■ Task requirements
Write the entries below out again exactly; any picture in them stays out.

Front-end source files
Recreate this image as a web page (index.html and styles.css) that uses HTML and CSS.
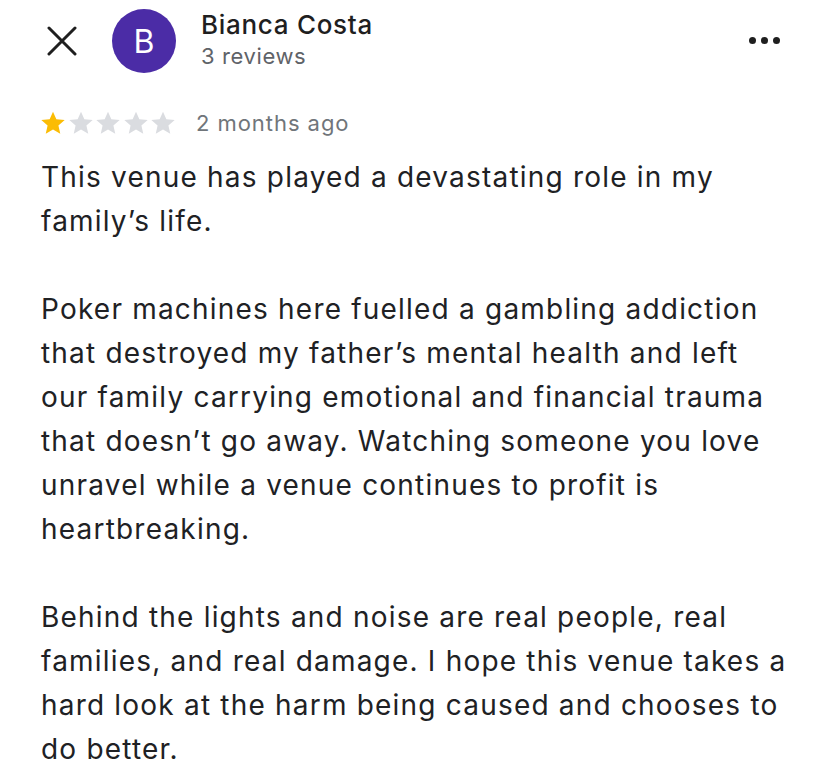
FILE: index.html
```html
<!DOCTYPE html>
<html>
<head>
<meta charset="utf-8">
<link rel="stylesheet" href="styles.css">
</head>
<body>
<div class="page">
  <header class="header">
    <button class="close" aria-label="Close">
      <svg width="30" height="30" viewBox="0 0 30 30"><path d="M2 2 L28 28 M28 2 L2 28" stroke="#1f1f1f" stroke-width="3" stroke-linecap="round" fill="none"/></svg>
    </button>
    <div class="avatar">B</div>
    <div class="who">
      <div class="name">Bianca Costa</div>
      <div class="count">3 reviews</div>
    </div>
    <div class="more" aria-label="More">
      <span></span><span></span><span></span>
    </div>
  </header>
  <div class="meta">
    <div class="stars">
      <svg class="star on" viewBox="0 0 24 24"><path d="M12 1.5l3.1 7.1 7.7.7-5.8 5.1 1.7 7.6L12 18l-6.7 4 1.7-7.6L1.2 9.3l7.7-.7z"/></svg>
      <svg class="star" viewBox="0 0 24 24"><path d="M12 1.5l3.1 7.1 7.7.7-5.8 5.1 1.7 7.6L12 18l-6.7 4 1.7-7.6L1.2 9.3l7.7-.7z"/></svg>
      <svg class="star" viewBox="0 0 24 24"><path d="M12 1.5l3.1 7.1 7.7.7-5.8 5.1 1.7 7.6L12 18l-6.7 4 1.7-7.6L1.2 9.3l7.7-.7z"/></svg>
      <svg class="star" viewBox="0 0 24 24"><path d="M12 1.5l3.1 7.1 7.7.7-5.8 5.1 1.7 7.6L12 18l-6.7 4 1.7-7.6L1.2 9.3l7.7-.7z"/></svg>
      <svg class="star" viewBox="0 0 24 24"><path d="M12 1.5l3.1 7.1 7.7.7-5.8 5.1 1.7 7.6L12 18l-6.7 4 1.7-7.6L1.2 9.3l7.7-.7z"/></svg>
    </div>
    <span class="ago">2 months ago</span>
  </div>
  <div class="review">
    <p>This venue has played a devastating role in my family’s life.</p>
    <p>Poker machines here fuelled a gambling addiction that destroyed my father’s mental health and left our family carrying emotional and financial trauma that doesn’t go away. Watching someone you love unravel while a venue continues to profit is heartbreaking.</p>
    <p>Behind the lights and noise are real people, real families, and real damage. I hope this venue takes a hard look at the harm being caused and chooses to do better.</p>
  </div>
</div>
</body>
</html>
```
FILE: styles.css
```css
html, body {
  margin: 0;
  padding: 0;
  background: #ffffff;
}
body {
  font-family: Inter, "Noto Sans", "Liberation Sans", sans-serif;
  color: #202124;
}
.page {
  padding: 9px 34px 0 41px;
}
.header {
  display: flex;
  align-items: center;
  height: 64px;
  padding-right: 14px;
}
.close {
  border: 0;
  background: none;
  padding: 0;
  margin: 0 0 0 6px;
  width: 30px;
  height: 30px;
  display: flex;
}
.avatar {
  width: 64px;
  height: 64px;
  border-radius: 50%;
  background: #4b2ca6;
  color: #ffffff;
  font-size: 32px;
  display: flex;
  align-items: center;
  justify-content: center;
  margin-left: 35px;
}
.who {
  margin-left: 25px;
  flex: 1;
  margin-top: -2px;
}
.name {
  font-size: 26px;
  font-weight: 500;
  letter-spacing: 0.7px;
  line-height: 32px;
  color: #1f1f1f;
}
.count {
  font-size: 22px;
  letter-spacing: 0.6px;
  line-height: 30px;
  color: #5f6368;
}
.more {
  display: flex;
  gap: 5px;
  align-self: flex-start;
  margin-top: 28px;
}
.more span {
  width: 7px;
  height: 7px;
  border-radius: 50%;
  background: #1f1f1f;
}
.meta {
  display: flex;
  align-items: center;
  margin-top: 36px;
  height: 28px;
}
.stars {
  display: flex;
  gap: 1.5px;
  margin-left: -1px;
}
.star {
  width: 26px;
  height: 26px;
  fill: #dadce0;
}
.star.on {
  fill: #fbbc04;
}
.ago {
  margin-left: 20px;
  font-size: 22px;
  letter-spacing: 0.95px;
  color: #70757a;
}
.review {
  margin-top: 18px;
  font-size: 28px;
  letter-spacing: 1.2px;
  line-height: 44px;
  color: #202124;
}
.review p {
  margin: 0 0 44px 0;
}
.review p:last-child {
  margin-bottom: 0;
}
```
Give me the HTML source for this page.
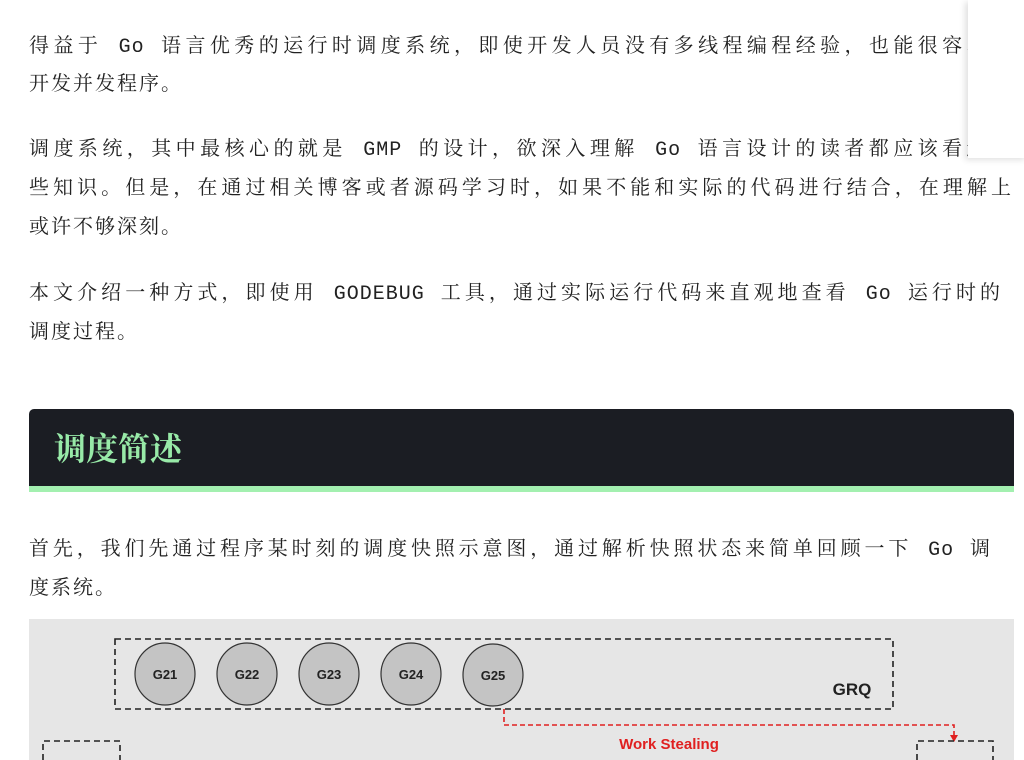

■ Final result
Recreate this image as a web page (index.html and styles.css) that uses HTML and CSS.
FILE: index.html
```html
<!DOCTYPE html>
<html>
<head>
<meta charset="utf-8">
<link rel="stylesheet" href="styles.css">
</head>
<body>
<div class="page">
  <header class="header">
    <button class="close" aria-label="Close">
      <svg width="30" height="30" viewBox="0 0 30 30"><path d="M2 2 L28 28 M28 2 L2 28" stroke="#1f1f1f" stroke-width="3" stroke-linecap="round" fill="none"/></svg>
    </button>
    <div class="avatar">B</div>
    <div class="who">
      <div class="name">Bianca Costa</div>
      <div class="count">3 reviews</div>
    </div>
    <div class="more" aria-label="More">
      <span></span><span></span><span></span>
    </div>
  </header>
  <div class="meta">
    <div class="stars">
      <svg class="star on" viewBox="0 0 24 24"><path d="M12 1.5l3.1 7.1 7.7.7-5.8 5.1 1.7 7.6L12 18l-6.7 4 1.7-7.6L1.2 9.3l7.7-.7z"/></svg>
      <svg class="star" viewBox="0 0 24 24"><path d="M12 1.5l3.1 7.1 7.7.7-5.8 5.1 1.7 7.6L12 18l-6.7 4 1.7-7.6L1.2 9.3l7.7-.7z"/></svg>
      <svg class="star" viewBox="0 0 24 24"><path d="M12 1.5l3.1 7.1 7.7.7-5.8 5.1 1.7 7.6L12 18l-6.7 4 1.7-7.6L1.2 9.3l7.7-.7z"/></svg>
      <svg class="star" viewBox="0 0 24 24"><path d="M12 1.5l3.1 7.1 7.7.7-5.8 5.1 1.7 7.6L12 18l-6.7 4 1.7-7.6L1.2 9.3l7.7-.7z"/></svg>
      <svg class="star" viewBox="0 0 24 24"><path d="M12 1.5l3.1 7.1 7.7.7-5.8 5.1 1.7 7.6L12 18l-6.7 4 1.7-7.6L1.2 9.3l7.7-.7z"/></svg>
    </div>
    <span class="ago">2 months ago</span>
  </div>
  <div class="review">
    <p>This venue has played a devastating role in my family’s life.</p>
    <p>Poker machines here fuelled a gambling addiction that destroyed my father’s mental health and left our family carrying emotional and financial trauma that doesn’t go away. Watching someone you love unravel while a venue continues to profit is heartbreaking.</p>
    <p>Behind the lights and noise are real people, real families, and real damage. I hope this venue takes a hard look at the harm being caused and chooses to do better.</p>
  </div>
</div>
</body>
</html>
```
FILE: styles.css
```css
html, body {
  margin: 0;
  padding: 0;
  background: #ffffff;
}
body {
  font-family: Inter, "Noto Sans", "Liberation Sans", sans-serif;
  color: #202124;
}
.page {
  padding: 9px 34px 0 41px;
}
.header {
  display: flex;
  align-items: center;
  height: 64px;
  padding-right: 14px;
}
.close {
  border: 0;
  background: none;
  padding: 0;
  margin: 0 0 0 6px;
  width: 30px;
  height: 30px;
  display: flex;
}
.avatar {
  width: 64px;
  height: 64px;
  border-radius: 50%;
  background: #4b2ca6;
  color: #ffffff;
  font-size: 32px;
  display: flex;
  align-items: center;
  justify-content: center;
  margin-left: 35px;
}
.who {
  margin-left: 25px;
  flex: 1;
  margin-top: -2px;
}
.name {
  font-size: 26px;
  font-weight: 500;
  letter-spacing: 0.7px;
  line-height: 32px;
  color: #1f1f1f;
}
.count {
  font-size: 22px;
  letter-spacing: 0.6px;
  line-height: 30px;
  color: #5f6368;
}
.more {
  display: flex;
  gap: 5px;
  align-self: flex-start;
  margin-top: 28px;
}
.more span {
  width: 7px;
  height: 7px;
  border-radius: 50%;
  background: #1f1f1f;
}
.meta {
  display: flex;
  align-items: center;
  margin-top: 36px;
  height: 28px;
}
.stars {
  display: flex;
  gap: 1.5px;
  margin-left: -1px;
}
.star {
  width: 26px;
  height: 26px;
  fill: #dadce0;
}
.star.on {
  fill: #fbbc04;
}
.ago {
  margin-left: 20px;
  font-size: 22px;
  letter-spacing: 0.95px;
  color: #70757a;
}
.review {
  margin-top: 18px;
  font-size: 28px;
  letter-spacing: 1.2px;
  line-height: 44px;
  color: #202124;
}
.review p {
  margin: 0 0 44px 0;
}
.review p:last-child {
  margin-bottom: 0;
}
```
Give me the HTML source for this page.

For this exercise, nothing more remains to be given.